Waar komt de traditie ”alleen psalmen in de eredienst” precies vandaan?
„In de Reformatietijd rijst de vraag: mag je in de kerk alleen Schriftwoorden zingen, of alles wat naar de Schriften is? Bucer vond dat laatste. Calvijn zegt: Als we toch liedteksten zoeken, kunnen we het beste in de psalmen terecht. Want dat zijn teksten die de Geest ons op de lippen legt. In het psalmboekje waarin hij dat schrijft, staan echter direct al enkele vrije liederen. Vandaar mijn stelling dat Calvijn het adagium ”alleen psalmen in de eredienst” ruimer uitlegde dan we tegenwoordig doen.”
Is het principe ”alleen psalmen in de eredienst” in de Bijbel terug te vinden?
„Ik denk niet dat je dit zo in de Schrift kunt terugvinden. Als Paulus zegt: „Spreekt onder elkaar met psalmen, lofzangen en geestelijke liederen”, kun je mijns inziens niet volhouden dat hij hiermee alleen de oudtestamentische psalmen bedoelt, zoals de kanttekenaren bij de Statenvertaling suggereren. Het is zelfs de vraag of de eerste christenen de psalmen wel gezongen hebben. Er zijn onderzoekers die zeggen dat ze de psalmen in die eerste tijd gemeden hebben, omdat dit heel gevoelig lag vanwege het schisma met het Jodendom.”
Vindt u het theologisch niet bedenkelijk als een christelijke gemeente alleen oudtestamentische psalmen zingt?
„Het heeft te maken met de keus in de Reformatietijd: we zoeken goede liederen, en dan komen we bij de psalmen uit. Dat is destijds een gouden greep geweest. Maar je kunt er in principe niets op tegen hebben ook andere Bijbels verantwoorde teksten te zingen in de eredienst. Ook op andere momenten in de liturgie klinken vrije teksten. Neem de predikant. Die mag in gebeden en preken toch ook zelf zijn woordkeus bepalen? Daar komt bij dat de psalmberijmingen als zodanig eigenlijk ook vrije teksten zijn. Je kunt geen principieel verschil aanwijzen tussen de vrije weergave van Psalm 81:12 in ons psalmboek en een lied als ”Beveel gerust uw wegen”, dat een vrije berijming is van Psalm 37: „Wentel uw weg op de Heere en Hij zal het maken.”

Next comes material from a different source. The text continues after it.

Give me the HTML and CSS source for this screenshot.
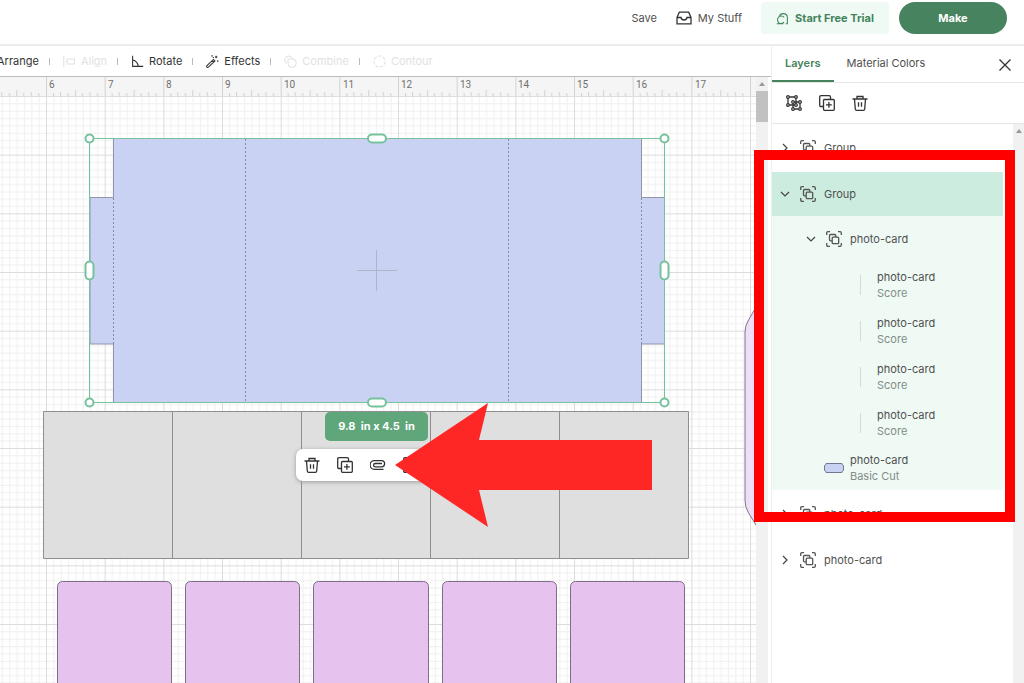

Wordt het niet eens tijd dat reformatorische kerken serieus werk maken van liturgische bezinning?
„Het zou goed zijn als er doorgesproken wordt over die principiële vraag. Daar is soms weinig ruimte voor. Tegelijk hoor je mij niet zeggen dat kerken in de gereformeerde gezindte op de eerstvolgende synode het zingen van gezangen moeten agenderen. Naast de principiële kant, die al de nodige onrust kan geven, is er de praktische. Wat ga je dan zingen? En muzikaal gezien: kan een gemeente die altijd psalmen heeft gezongen ineens allerlei liederen zingen? Daar zitten nogal wat haken en ogen aan. Daarom ben ik op dit punt graag terughoudend.”
Welke vraag zou u als muziekjournalist nog gesteld willen hebben?
„Ik zou vragen naar het belang van hymnologisch onderzoek. Er zijn in Nederland maar weinig mensen hiermee bezig. Er verschijnen dissertaties over prediking en pastoraat, over dogmatiek en kerkgeschiedenis. Maar het lied van de kerk, dat we elke zondag zingen, komt er bekaaid af. Laten theologische faculteiten het vak hymnologie agenderen en zorgen dat er aandacht is voor het kerklied.”
Heilige gezangen. Herkomst, ontwikkeling en receptie van de lofzangen in het psalmboek van Dathenus en de ”Eenige Gezangen” in de Staatsberijming van 1773, Jaco van der Knijff; uitg. Labarum Academic, Apeldoorn, 2018; ISBN 978 94 0290 6332; 623 blz.; incl. cd; € 39,95.